Oilfield services giant Schlumberger posted a second-quarter revenue of $8.3 billion, an 11 percent rise compared to a revenue of $7.4 billion a year ago, as its CEO expects an increase in E&P spending.
Schlumberger’s revenue was boosted by the North America where it saw 43 percent rise from last year, ending the quarter with $3.1 billion.
According to Schlumberger, which provides equipment and services to oil companies worldwide, North America offshore activity began to recover during the second quarter with new drilling projects starting up in Eastern Canada, the US Gulf of Mexico, and the Caribbean, resulting in sequential offshore revenue growth of 22%.

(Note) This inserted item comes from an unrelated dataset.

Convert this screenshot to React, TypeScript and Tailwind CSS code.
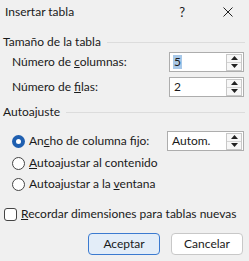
import React from 'react';

function Spin() {
  return (
    <div className="flex flex-col w-[16px] h-[17px] my-auto mr-[1px] border border-[#c8c8c8] bg-[#f7f7f7]">
      <div className="flex-1 flex items-center justify-center border-b border-[#d4d4d4]">
        <svg width="7" height="4" viewBox="0 0 7 4"><path d="M0 4L3.5 0L7 4Z" fill="#222" /></svg>
      </div>
      <div className="flex-1 flex items-center justify-center">
        <svg width="7" height="4" viewBox="0 0 7 4"><path d="M0 0L3.5 4L7 0Z" fill="#222" /></svg>
      </div>
    </div>
  );
}

function NumField({ value, selected, width }: { value: string; selected?: boolean; width: string }) {
  return (
    <div className={`flex h-[20px] bg-white border border-[#adadad] ${width}`}>
      <div className="flex-1 flex items-center pl-[3px]">
        {selected ? <span className="bg-[#a8c8e8] px-[1px] leading-[14px]">{value}</span> : <span className="px-[1px]">{value}</span>}
      </div>
      <Spin />
    </div>
  );
}

function Radio({ checked, children }: { checked?: boolean; children: React.ReactNode }) {
  return (
    <div className="flex items-center gap-[4px] h-[20px]">
      {checked ? (
        <div className="w-[13px] h-[13px] rounded-full bg-[#1f5fb0] flex items-center justify-center">
          <div className="w-[5px] h-[5px] rounded-full bg-white" />
        </div>
      ) : (
        <div className="w-[13px] h-[13px] rounded-full border border-[#444] bg-white" />
      )}
      <span>{children}</span>
    </div>
  );
}

function GroupTitle({ children }: { children: React.ReactNode }) {
  return (
    <div className="flex items-center gap-[6px] pl-[3px] pr-[4px] h-[16px]">
      <span>{children}</span>
      <div className="flex-1 h-px bg-[#dcdcdc]" />
    </div>
  );
}

export default function App() {
  return (
    <div
      className="w-[249px] h-[261px] bg-[#f0f0f0] text-[#1a1a1a] text-[12px] leading-[16px] flex flex-col overflow-hidden"
      style={{ fontFamily: 'Lato, "Noto Sans", sans-serif' }}
    >
      {/* Title bar */}
      <div className="flex items-center h-[24px] pl-[5px] pr-[16px] shrink-0">
        <span className="flex-1">Insertar tabla</span>
        <span className="mr-[38px] text-[13px]">?</span>
        <svg width="10" height="10" viewBox="0 0 10 10"><path d="M0.5 0.5L9.5 9.5M9.5 0.5L0.5 9.5" stroke="#222" strokeWidth="1" /></svg>
      </div>

      <div className="mt-[10px]">
        <GroupTitle>Tamaño de la tabla</GroupTitle>
      </div>
      <div className="flex flex-col gap-[5px] pl-[12px] pr-[5px] mt-[2px]">
        <div className="flex items-center justify-between h-[20px]">
          <span>Número de <u>c</u>olumnas:</span>
          <NumField value="5" selected width="w-[75px]" />
        </div>
        <div className="flex items-center justify-between h-[20px]">
          <span>Número de <u>f</u>ilas:</span>
          <NumField value="2" width="w-[75px]" />
        </div>
      </div>

      <div className="mt-[7px]">
        <GroupTitle>Autoajuste</GroupTitle>
      </div>
      <div className="flex flex-col pl-[12px] pr-[5px] mt-[11px]">
        <div className="flex items-center justify-between h-[20px]">
          <Radio checked>An<u>c</u>ho de columna fijo:</Radio>
          <NumField value="Autom." width="w-[77px]" />
        </div>
        <div className="mt-[2px]">
          <Radio><u>A</u>utoajustar al contenido</Radio>
        </div>
        <div className="mt-[1px]">
          <Radio>Autoajustar a la <u>v</u>entana</Radio>
        </div>
      </div>

      <div className="flex items-center gap-[4px] pl-[4px] mt-[10px] h-[20px]">
        <div className="w-[13px] h-[13px] rounded-[3px] border border-[#444] bg-white" />
        <span className="whitespace-nowrap"><u>R</u>ecordar dimensiones para tablas nuevas</span>
      </div>

      <div className="flex justify-end gap-[11px] pr-[6px] mt-[9px]">
        <button className="w-[72px] h-[22px] rounded-[4px] border border-[#3b7ad0] bg-[#e3edf8] text-[12px]">Aceptar</button>
        <button className="w-[72px] h-[22px] rounded-[4px] border border-[#c8c8c8] bg-white text-[12px]">Cancelar</button>
      </div>
    </div>
  );
}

The company’s international business revenue was a little over $5 billion, one percent down compared to the second quarter of last year.
The overall revenue, while increasing to $8.3 billion, just missed Reuters’ analysts’ estimate of $8.36 billion.
CEO Paal Kibsgaard says things are looking up for the international oilfield services business, and that a much broader-based international recovery is now emerging.
He said: “Pricing improved in the international markets during the second quarter, and while the numbers are not yet material, a trend has been established and customer pricing discussions are continuing both for new and existing contracts.
“Despite OPEC’s recent decision to increase production, the global supply base continues to weaken”
“With a number of large-scale project awards absorbing our remaining spare capacity in both drilling and production services, our equipment will be fully deployed during the fourth quarter, after which we expect a further strengthening of the international pricing recovery.”
Schlumberger, the world’s largest oilfield services firm, reported a net income for the quarter of $430 million, compared to a loss of $74 million a year ago.
E&P Spend to grow
Paal Kibsgaard also commented on OPEC’s last month’s decision to increase oil production after two and a half years of keeping it subdued in order to lift oil prices that had crashed to below $30 at one point
He said: “Despite OPEC’s recent decision to increase production, the global supply base continues to weaken from geopolitical pressure to remove Iranian production from the market, no apparent resolution to falling production in Venezuela, and Libyan exports continuing to be volatile.
He also added that in North America, lack of additional pipeline capacity in the Permian Basin was becoming an increasing constraint to production growth.
“At the same time, spare production capacity, which is essentially limited to only a few OPEC countries, is now nearing its lowest level for more than a decade while decline in the world’s mature production base continues to accelerate.
“These developments underline the growing need for E&P spending to increase significantly, particularly in the international markets, as it is becoming more and more apparent that the new projects expected to come online during the next few years will not be sufficient to meet the increasing demand,” the Schlumberger CEO said.